▶ **TASK**
Reproduce the lines from the one bearing "Recreate this image" through the one bearing "h-[25px] items-center gap-[3px]", inclusive. Copy them exactly; include no other line.

───── RECORD EXCERPTS

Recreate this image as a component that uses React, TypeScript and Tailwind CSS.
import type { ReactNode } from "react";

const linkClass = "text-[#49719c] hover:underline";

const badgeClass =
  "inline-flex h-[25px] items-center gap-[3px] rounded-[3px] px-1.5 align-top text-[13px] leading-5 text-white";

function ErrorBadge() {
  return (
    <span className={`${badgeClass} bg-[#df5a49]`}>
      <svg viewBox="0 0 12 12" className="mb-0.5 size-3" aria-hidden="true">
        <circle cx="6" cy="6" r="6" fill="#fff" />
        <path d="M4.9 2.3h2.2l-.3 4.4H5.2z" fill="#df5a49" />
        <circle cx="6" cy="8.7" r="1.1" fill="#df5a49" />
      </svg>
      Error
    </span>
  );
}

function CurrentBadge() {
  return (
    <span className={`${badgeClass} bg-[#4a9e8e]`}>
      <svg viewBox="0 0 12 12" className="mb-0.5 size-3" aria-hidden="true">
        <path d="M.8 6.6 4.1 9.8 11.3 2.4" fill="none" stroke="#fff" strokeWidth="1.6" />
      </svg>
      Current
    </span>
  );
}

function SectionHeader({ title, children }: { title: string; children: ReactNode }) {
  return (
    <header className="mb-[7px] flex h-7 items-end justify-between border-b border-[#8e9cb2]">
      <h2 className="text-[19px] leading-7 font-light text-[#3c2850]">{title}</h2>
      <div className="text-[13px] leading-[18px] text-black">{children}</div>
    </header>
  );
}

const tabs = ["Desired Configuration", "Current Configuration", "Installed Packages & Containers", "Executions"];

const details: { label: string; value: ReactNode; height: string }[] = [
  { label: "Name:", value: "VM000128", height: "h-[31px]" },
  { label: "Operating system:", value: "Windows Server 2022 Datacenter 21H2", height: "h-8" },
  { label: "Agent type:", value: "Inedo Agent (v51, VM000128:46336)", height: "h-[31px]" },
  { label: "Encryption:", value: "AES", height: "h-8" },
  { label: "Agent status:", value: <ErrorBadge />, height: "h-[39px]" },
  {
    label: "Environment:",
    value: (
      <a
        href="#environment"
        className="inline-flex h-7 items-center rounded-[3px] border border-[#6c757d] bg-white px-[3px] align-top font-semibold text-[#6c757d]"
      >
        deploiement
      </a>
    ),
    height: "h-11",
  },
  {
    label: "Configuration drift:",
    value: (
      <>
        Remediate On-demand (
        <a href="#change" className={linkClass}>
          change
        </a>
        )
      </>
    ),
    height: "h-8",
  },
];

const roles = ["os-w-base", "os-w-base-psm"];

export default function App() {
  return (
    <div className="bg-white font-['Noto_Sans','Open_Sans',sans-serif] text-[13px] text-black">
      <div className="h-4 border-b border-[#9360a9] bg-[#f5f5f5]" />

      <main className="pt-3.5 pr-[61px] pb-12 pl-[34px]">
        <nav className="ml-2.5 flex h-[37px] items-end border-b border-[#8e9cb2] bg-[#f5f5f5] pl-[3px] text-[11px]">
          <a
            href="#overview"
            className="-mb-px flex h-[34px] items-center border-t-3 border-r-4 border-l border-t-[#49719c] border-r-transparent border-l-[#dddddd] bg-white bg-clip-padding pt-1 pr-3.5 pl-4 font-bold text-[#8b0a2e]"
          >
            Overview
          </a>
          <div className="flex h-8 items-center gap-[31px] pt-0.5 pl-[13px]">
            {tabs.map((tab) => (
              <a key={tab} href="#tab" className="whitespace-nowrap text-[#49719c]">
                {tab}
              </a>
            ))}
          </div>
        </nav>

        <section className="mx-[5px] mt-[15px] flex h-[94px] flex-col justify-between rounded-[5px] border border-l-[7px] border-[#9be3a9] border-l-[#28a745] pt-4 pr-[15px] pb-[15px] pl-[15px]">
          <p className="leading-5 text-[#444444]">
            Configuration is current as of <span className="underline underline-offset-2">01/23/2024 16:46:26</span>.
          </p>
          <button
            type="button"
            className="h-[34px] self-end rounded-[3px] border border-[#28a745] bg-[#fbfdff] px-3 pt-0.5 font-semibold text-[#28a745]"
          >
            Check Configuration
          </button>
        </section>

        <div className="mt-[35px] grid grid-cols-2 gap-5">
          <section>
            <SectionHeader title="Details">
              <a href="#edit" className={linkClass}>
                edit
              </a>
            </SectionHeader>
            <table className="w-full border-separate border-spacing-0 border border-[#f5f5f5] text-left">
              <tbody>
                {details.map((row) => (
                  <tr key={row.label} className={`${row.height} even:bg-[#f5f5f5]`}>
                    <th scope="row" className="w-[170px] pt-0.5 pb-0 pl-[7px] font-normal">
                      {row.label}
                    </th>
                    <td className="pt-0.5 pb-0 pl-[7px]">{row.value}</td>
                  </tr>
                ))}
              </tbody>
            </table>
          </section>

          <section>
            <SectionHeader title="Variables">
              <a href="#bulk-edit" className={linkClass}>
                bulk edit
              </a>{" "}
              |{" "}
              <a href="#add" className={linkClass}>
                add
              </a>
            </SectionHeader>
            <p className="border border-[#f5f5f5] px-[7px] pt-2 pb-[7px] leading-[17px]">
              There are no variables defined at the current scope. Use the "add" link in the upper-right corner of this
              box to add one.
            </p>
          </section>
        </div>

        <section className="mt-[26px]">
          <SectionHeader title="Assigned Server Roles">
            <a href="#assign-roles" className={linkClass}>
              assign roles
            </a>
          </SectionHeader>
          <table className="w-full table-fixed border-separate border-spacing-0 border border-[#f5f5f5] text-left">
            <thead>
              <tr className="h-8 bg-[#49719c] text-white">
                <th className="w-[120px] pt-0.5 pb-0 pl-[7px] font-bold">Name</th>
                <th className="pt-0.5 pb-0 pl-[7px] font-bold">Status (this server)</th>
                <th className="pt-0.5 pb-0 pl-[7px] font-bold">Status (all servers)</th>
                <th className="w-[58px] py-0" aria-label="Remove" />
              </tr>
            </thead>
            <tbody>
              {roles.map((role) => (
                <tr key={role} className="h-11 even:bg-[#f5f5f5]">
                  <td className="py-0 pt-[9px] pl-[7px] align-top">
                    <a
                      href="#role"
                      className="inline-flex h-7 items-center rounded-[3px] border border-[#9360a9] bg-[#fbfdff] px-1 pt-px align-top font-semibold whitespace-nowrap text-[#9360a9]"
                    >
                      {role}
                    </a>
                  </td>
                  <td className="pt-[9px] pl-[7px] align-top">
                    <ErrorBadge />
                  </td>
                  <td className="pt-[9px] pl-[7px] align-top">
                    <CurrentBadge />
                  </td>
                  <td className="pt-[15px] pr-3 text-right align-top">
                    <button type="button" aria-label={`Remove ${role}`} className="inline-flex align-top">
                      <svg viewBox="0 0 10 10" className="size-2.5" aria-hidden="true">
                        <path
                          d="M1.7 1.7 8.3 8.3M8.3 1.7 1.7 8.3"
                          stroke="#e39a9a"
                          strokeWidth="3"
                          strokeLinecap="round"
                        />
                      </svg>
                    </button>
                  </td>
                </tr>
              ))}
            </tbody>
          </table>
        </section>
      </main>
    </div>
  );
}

──────────
───── RECORD EXCERPTS

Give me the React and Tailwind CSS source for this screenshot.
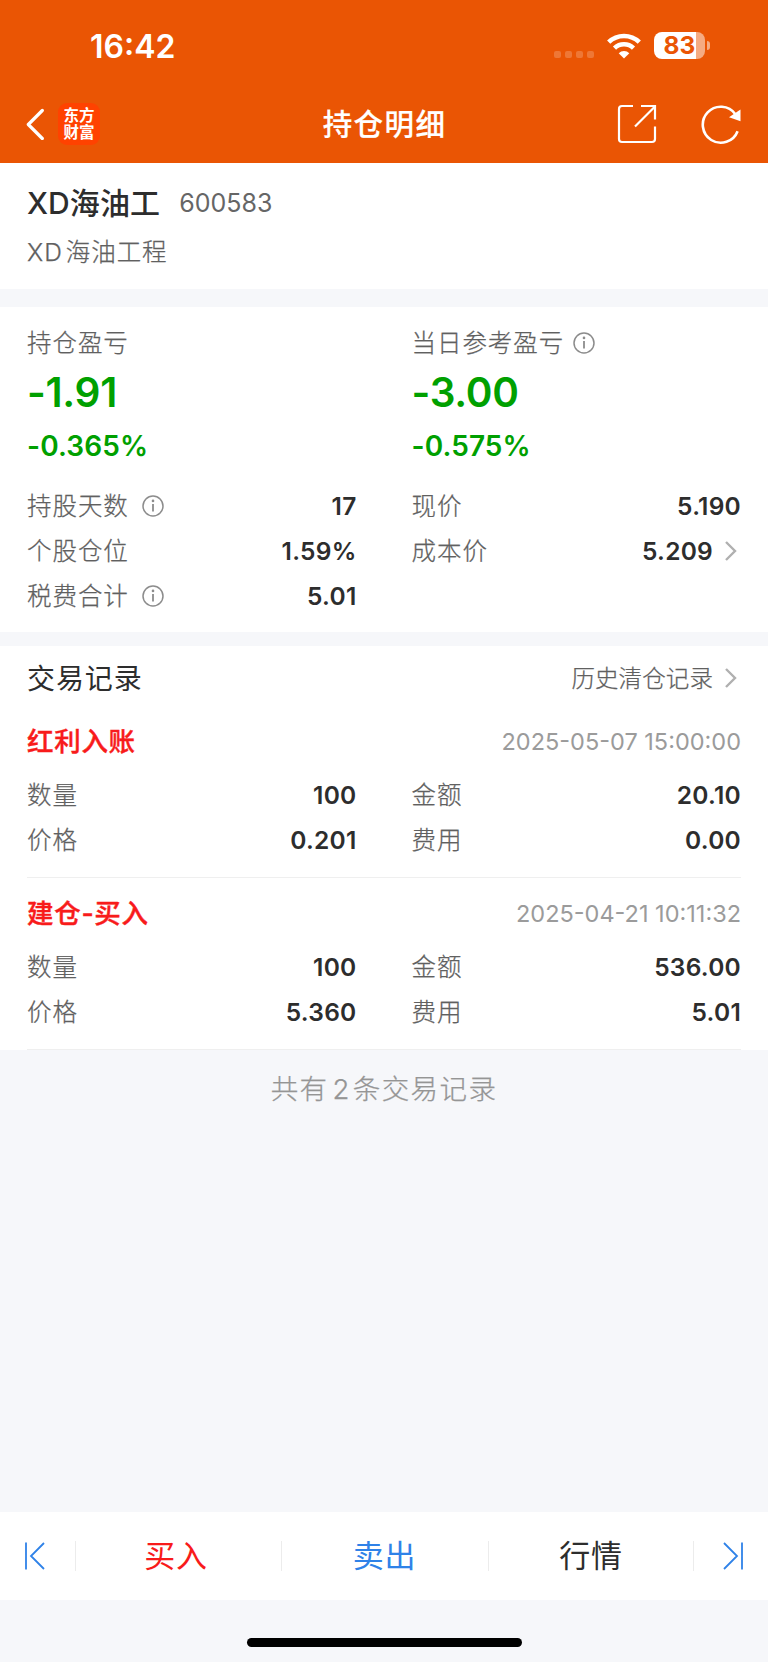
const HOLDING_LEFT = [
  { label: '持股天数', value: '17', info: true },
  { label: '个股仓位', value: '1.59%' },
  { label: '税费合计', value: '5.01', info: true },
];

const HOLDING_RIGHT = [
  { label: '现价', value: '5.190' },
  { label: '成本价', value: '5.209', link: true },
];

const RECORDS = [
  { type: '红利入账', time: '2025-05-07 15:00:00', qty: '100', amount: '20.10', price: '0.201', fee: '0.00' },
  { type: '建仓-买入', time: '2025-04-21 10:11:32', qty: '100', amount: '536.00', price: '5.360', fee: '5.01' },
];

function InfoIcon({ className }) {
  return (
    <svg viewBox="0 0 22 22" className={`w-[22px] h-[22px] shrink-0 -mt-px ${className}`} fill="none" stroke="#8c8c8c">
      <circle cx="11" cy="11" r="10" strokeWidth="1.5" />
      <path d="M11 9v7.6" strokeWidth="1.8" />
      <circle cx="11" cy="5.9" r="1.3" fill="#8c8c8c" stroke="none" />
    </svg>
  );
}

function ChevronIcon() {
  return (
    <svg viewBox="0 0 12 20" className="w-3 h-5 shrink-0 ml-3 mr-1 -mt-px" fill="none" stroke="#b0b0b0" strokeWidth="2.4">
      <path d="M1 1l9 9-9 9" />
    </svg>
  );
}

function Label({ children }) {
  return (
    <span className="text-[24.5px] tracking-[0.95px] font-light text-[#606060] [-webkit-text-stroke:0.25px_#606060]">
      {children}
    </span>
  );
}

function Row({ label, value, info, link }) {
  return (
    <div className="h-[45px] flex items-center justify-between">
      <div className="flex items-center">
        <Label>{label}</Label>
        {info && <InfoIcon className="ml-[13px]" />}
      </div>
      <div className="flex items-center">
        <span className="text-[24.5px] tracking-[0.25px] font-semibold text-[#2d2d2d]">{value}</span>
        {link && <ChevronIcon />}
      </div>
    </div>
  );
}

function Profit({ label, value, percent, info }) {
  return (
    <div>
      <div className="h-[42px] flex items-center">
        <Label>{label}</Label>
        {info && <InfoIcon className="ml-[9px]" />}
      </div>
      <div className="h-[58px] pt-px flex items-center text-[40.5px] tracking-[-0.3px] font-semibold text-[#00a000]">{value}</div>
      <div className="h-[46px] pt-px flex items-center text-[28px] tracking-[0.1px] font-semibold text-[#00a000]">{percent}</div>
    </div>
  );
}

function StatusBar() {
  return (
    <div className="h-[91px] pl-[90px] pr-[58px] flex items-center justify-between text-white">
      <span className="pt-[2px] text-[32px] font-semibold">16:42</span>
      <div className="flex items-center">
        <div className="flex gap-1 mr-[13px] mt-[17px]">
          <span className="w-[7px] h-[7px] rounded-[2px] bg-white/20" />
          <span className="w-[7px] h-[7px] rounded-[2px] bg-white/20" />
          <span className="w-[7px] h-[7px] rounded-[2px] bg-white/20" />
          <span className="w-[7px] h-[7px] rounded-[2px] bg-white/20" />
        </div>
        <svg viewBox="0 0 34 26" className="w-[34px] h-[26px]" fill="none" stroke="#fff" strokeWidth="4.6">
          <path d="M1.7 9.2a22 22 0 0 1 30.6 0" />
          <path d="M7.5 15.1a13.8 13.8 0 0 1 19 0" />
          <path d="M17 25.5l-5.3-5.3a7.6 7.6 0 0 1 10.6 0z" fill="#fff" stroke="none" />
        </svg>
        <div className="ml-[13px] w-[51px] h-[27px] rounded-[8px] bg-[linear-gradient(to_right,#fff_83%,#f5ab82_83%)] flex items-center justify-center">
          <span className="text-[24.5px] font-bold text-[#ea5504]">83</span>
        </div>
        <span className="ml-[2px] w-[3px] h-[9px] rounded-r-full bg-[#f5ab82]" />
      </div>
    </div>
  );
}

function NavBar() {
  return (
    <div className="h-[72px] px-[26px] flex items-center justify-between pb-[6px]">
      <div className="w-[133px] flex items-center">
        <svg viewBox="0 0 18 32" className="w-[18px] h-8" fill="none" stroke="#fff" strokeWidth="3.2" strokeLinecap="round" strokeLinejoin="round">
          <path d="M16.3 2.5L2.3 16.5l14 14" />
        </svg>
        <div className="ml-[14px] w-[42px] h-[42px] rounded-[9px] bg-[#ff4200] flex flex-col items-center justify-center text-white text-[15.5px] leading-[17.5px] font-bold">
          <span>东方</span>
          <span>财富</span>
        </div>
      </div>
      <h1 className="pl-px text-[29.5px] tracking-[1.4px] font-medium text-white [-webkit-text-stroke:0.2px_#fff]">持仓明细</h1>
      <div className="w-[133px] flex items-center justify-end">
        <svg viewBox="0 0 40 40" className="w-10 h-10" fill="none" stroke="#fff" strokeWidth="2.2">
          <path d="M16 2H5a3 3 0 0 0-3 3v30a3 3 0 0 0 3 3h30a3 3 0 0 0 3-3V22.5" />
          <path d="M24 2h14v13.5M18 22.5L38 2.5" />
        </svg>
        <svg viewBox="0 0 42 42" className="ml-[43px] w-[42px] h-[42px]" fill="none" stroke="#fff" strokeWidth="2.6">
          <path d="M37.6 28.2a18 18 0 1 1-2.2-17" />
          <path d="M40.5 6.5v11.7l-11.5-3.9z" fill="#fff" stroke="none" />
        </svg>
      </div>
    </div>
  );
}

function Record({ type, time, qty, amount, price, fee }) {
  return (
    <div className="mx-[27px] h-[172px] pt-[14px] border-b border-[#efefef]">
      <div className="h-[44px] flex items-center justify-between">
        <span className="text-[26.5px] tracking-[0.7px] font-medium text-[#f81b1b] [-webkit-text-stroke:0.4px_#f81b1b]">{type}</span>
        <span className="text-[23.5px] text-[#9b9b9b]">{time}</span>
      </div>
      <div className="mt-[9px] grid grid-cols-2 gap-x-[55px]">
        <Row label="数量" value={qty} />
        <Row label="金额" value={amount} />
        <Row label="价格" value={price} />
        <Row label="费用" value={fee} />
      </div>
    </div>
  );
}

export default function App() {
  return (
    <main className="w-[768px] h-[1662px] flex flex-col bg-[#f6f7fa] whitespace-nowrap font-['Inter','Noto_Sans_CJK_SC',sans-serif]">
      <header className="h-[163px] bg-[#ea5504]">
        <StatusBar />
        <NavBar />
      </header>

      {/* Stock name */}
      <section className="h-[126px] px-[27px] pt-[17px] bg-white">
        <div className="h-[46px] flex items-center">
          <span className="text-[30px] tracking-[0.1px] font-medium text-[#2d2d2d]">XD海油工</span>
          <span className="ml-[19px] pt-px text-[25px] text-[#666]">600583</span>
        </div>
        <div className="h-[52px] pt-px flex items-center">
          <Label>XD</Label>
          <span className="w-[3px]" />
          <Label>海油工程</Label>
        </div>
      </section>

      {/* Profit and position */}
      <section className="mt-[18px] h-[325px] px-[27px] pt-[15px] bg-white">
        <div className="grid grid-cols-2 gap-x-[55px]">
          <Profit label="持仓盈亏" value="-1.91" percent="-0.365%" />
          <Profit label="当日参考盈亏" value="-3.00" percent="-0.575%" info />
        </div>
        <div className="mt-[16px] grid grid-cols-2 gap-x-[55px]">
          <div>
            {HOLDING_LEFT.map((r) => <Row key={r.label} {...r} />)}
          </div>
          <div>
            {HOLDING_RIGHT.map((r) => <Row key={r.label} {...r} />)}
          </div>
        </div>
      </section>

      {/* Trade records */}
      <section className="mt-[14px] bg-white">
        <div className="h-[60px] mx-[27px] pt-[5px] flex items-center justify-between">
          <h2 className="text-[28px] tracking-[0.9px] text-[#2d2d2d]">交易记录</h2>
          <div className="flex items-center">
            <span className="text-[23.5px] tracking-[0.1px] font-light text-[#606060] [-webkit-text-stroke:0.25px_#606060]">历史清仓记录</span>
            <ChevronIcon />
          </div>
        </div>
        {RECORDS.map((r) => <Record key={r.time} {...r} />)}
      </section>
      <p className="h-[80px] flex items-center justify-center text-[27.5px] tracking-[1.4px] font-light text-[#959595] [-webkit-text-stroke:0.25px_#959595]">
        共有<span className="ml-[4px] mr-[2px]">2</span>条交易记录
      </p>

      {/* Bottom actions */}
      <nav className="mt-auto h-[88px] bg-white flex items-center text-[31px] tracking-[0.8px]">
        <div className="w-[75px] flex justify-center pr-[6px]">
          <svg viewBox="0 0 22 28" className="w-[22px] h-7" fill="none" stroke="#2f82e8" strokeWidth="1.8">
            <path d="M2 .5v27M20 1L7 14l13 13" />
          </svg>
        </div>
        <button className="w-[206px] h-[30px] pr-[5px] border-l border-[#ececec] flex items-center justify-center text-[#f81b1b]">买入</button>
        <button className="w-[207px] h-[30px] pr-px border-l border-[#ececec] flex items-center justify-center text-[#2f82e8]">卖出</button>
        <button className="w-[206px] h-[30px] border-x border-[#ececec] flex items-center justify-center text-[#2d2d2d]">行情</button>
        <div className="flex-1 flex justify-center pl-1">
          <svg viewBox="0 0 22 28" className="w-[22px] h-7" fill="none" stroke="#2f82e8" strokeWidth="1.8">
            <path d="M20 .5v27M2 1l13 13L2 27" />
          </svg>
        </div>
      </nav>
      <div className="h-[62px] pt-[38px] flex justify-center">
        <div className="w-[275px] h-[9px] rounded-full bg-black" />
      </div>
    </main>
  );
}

──────────

▶ **THE SOLUTION**
Recreate this image as a component that uses React, TypeScript and Tailwind CSS.
import type { ReactNode } from "react";

const linkClass = "text-[#49719c] hover:underline";

const badgeClass =
  "inline-flex h-[25px] items-center gap-[3px] rounded-[3px] px-1.5 align-top text-[13px] leading-5 text-white";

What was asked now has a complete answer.